=== INFORMATION PROVIDED ===

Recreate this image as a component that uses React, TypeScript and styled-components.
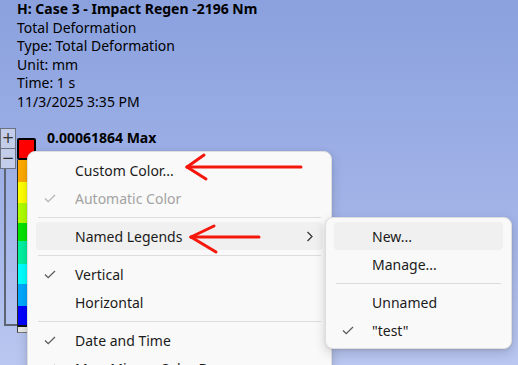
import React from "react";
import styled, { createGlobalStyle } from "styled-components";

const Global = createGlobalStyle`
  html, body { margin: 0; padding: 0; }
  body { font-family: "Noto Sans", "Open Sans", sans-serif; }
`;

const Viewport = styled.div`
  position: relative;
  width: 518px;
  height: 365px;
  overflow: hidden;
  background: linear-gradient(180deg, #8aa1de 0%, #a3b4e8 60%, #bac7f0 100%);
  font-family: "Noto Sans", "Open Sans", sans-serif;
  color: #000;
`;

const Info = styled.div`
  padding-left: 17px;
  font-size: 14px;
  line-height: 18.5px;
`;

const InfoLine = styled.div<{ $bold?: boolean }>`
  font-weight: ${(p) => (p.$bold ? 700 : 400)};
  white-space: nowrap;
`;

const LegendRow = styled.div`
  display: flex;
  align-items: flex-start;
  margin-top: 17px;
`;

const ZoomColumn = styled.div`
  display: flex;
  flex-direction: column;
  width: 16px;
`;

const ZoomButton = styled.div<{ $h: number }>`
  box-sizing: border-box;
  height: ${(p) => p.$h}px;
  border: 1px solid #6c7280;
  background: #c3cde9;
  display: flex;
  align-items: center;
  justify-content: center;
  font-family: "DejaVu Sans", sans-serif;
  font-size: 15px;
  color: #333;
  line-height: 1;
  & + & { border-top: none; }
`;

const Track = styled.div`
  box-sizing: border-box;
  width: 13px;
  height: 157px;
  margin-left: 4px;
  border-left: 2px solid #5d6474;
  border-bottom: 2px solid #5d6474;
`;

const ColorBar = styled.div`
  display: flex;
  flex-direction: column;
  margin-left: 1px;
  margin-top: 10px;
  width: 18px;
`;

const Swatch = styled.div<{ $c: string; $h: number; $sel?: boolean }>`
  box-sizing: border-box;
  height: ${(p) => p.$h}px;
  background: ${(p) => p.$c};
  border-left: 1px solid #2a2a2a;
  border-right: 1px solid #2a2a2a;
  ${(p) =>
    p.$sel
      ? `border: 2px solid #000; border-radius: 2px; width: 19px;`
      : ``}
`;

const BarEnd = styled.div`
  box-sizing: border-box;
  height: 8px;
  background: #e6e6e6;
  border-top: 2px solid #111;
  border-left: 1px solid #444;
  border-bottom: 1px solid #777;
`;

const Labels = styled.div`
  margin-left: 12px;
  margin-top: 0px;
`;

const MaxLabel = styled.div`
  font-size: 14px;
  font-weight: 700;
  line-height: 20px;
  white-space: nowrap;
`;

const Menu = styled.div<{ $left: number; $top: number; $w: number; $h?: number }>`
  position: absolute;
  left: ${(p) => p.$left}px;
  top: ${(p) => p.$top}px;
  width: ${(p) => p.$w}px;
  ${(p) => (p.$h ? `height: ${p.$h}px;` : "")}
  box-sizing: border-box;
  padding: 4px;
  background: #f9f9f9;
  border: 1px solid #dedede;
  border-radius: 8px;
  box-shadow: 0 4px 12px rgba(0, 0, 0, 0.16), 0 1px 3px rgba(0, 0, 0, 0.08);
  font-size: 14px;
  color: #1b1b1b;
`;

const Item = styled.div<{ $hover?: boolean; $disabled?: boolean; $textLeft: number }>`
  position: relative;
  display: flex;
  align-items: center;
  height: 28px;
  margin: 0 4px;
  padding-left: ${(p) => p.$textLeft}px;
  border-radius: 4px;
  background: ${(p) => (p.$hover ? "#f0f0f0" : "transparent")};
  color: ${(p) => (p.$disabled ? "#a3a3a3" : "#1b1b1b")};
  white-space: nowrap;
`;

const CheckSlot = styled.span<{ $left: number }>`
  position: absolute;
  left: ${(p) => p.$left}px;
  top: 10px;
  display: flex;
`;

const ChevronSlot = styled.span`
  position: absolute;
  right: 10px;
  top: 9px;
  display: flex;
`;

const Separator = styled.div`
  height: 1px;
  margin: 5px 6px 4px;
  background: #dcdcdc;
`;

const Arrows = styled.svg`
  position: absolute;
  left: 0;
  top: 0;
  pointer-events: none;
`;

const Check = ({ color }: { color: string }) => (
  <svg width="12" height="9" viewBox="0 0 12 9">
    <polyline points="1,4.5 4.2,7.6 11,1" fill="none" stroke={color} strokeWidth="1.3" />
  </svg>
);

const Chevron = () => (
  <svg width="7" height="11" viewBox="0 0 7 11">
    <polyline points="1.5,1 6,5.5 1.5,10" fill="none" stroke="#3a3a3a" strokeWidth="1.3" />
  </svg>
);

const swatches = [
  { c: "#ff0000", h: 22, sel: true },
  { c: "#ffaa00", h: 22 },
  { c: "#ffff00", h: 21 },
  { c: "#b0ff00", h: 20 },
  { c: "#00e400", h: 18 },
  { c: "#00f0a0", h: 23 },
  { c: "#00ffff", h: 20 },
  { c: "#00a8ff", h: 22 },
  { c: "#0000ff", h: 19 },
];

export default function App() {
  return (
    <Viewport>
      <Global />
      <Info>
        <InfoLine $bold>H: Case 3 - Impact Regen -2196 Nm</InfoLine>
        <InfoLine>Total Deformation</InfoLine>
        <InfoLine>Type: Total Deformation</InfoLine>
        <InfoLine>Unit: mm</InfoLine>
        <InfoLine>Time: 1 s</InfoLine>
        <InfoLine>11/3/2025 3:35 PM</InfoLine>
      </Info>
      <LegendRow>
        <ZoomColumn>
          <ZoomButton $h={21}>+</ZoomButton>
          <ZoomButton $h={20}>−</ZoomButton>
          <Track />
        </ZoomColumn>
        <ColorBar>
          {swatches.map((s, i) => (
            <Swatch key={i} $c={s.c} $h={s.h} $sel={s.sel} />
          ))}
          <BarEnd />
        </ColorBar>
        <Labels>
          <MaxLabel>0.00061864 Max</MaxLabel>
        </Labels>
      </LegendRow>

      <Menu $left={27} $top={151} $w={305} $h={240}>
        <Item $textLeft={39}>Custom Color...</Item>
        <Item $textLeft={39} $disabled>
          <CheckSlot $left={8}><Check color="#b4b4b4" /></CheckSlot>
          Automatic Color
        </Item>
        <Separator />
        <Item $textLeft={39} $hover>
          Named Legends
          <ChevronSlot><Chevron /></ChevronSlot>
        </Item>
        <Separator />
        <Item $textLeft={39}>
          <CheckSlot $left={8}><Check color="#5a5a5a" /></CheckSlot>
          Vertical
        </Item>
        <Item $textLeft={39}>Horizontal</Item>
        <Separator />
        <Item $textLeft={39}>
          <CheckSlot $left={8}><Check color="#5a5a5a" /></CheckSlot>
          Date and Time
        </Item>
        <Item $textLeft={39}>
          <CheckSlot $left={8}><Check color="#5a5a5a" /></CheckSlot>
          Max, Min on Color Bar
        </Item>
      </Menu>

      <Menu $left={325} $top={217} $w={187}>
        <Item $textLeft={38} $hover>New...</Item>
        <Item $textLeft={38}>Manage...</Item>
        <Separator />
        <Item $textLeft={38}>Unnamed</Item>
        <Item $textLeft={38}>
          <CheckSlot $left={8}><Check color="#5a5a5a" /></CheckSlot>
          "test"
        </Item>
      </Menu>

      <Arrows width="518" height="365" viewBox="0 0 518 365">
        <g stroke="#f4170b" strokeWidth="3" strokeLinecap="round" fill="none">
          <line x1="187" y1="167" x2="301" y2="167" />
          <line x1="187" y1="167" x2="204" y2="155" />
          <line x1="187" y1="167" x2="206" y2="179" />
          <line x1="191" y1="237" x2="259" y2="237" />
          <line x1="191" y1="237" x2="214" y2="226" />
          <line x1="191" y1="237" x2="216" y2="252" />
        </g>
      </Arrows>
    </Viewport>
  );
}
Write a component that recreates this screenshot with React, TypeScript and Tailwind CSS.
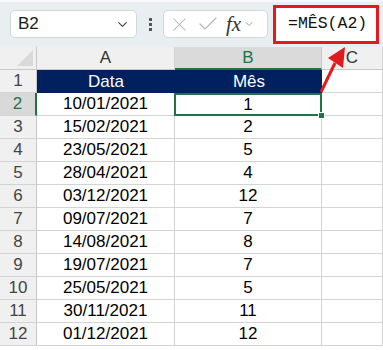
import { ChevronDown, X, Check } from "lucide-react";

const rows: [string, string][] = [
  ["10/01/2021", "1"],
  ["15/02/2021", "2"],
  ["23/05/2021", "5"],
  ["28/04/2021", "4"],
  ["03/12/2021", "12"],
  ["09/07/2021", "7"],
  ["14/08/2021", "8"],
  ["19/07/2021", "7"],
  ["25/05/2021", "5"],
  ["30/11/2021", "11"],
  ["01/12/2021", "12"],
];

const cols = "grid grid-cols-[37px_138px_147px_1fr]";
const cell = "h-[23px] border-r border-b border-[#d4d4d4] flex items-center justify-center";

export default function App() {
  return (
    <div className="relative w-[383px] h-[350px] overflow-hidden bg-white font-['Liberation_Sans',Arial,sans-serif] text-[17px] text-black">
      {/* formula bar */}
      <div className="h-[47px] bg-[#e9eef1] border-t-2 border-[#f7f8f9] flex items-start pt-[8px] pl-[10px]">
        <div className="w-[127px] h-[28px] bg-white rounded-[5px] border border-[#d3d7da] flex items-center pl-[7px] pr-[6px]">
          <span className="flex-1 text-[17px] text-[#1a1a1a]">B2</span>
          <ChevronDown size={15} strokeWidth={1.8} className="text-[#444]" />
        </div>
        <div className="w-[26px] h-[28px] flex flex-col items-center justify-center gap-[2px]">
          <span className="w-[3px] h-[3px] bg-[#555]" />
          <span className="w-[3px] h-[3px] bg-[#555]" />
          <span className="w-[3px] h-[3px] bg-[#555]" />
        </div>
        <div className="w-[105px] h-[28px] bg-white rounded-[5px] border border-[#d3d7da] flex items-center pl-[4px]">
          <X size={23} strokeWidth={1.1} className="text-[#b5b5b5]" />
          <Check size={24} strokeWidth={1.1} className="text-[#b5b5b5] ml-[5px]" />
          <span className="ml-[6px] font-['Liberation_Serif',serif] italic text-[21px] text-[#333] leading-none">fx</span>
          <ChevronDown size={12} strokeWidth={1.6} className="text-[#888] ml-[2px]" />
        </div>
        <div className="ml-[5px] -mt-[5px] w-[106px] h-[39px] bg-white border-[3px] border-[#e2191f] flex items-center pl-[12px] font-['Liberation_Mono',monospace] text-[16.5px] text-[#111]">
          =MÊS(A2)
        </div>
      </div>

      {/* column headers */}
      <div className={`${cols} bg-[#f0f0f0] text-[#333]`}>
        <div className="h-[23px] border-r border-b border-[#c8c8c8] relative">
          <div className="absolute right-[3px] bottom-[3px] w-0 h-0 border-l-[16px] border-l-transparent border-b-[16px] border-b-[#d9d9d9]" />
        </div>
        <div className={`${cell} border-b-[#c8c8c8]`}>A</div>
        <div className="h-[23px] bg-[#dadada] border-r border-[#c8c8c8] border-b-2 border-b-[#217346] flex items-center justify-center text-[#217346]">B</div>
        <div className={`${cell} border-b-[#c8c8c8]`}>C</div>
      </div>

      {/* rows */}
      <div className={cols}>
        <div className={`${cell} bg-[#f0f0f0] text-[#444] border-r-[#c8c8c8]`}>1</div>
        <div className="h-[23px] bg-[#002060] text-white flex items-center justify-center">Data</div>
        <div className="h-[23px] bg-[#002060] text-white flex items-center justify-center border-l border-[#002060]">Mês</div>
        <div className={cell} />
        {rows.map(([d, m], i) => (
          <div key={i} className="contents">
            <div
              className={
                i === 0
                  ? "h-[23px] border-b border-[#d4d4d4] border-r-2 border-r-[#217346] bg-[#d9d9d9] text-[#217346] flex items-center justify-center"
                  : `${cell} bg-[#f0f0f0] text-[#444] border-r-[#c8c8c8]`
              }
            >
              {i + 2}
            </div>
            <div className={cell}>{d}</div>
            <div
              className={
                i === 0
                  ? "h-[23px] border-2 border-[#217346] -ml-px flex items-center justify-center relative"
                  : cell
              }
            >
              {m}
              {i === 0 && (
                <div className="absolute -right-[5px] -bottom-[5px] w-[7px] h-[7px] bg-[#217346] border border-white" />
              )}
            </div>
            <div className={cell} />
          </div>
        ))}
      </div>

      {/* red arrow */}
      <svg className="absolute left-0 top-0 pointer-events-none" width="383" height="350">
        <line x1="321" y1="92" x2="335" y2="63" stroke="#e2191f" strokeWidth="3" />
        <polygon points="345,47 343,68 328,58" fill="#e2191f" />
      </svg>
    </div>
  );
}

===

## TASK TO CARRY OUT:
Only the lines from the one holding "Write a component" to the one holding "border-r border-b border-[#d4d4d4]" should be returned, both included and exactly as written, with no pictures.

## RESPONSE TO THE EXERCISE:
Write a component that recreates this screenshot with React, TypeScript and Tailwind CSS.
import { ChevronDown, X, Check } from "lucide-react";

const rows: [string, string][] = [
  ["10/01/2021", "1"],
  ["15/02/2021", "2"],
  ["23/05/2021", "5"],
  ["28/04/2021", "4"],
  ["03/12/2021", "12"],
  ["09/07/2021", "7"],
  ["14/08/2021", "8"],
  ["19/07/2021", "7"],
  ["25/05/2021", "5"],
  ["30/11/2021", "11"],
  ["01/12/2021", "12"],
];

const cols = "grid grid-cols-[37px_138px_147px_1fr]";
const cell = "h-[23px] border-r border-b border-[#d4d4d4] flex items-center justify-center";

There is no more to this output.